Со стороны я напоминал, видимо, многократно описанного в русской литературе крестьянского парня, восторженно и влюбленно наблюдающего, прильнув к ограде барского сада, за игрой дочерей помещика. Вид, кстати, был у меня соответствующий: длинные немытые, крашенные в черный цвет (по последней тульской моде) волосы, видавшая виды куртка, широченные брюки-«клеши», давно нечищеные ботинки, и в руках сетка-«авоська» с бутылками «чернил». Сегодня бы меня легко приняли за бомжа, а тогда я был типичным провинциальным «модником». Но в тот момент я ни о чем таком не думал. Не отрываясь от решетки, я весь был во власти воспоминаний. В памяти всплывали одна за другой сцены из моего недавнего краткосрочного пребывания в стенах ГИТИСа. Я думал, что все это давно похоронено во мне и никогда не возвратится, ан нет, не тут-то было.
«Глаза его горели, пальцы сжимали прутья решетки, голова гудела от нахлынувших и бушевавших в ней мыслей и чувств. «Да что же я делаю?! — думал он, — Ведь вот же моя настоящая жизнь, а я чем занимаюсь? Неужели я такое ничтожество, что не могу побороться за себя? Я должен быть среди этих людей, а иначе я вообще не достоин жизни. Разве назовешь ею мое серое и бездарное существование? Все. Конец. Или-или…» — так обычно пишут в дешевых романах о переживаниях героя, но так тогда было и со мной, и ничего с этим не поделаешь.
Не помню, как доплелся я до автобуса, помню лишь, что вид мой всех очень удивил. Да, хотя внешне я остался все тем же, внутренне это был уже совсем другой человек. А когда я вдобавок наотрез отказался от вина, то озадачил даже своего невозмутимого шефа, который сначала огорчился, но потом, глотнув пару раз, обрадовался. Весь обратный путь я молчал, обдумывая план дальнейших своих действий.
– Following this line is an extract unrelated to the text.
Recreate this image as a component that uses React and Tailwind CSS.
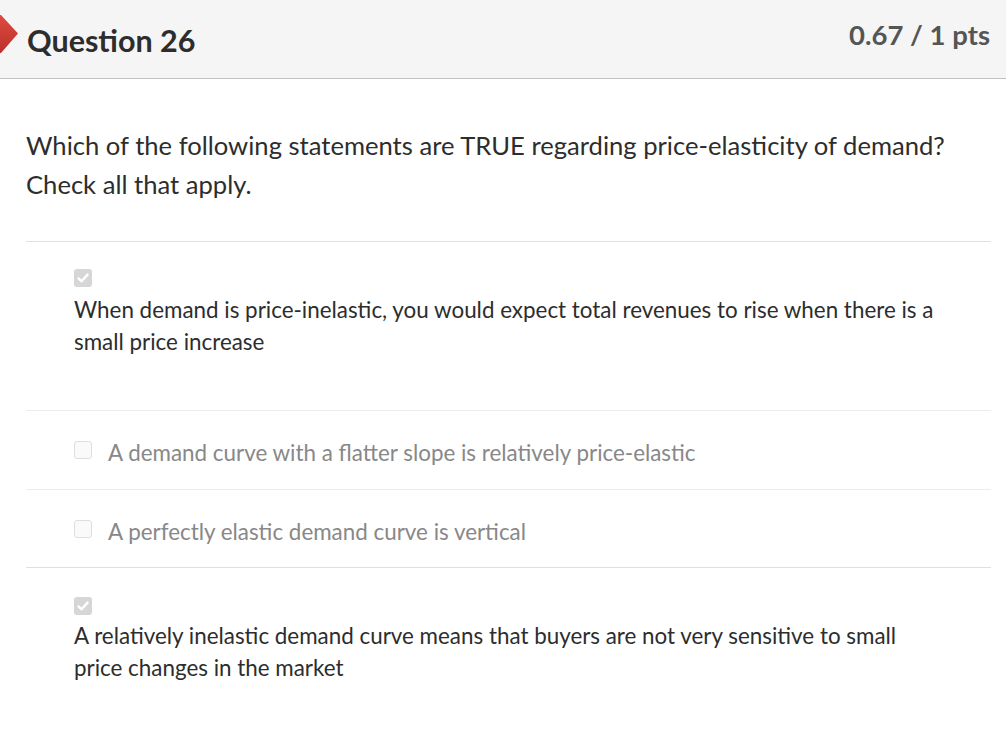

Друзья часто спрашивают меня сейчас, с чего это я стал таким ярым фаталистом. А как им не стать, если в моей жизни было так много случайностей, которые в корне меняли мою судьбу. Ведь не попади я тогда в переулок Собинова, в котором находится ГИТИС, и, кто знает, скорее всего, моя жизнь сложилась бы совсем по-другому, а может быть, даже вообще не сложилась бы. А сколько еще было таких случайностей! О некоторых из них (обо всех просто невозможно) я постараюсь рассказать в этой книге.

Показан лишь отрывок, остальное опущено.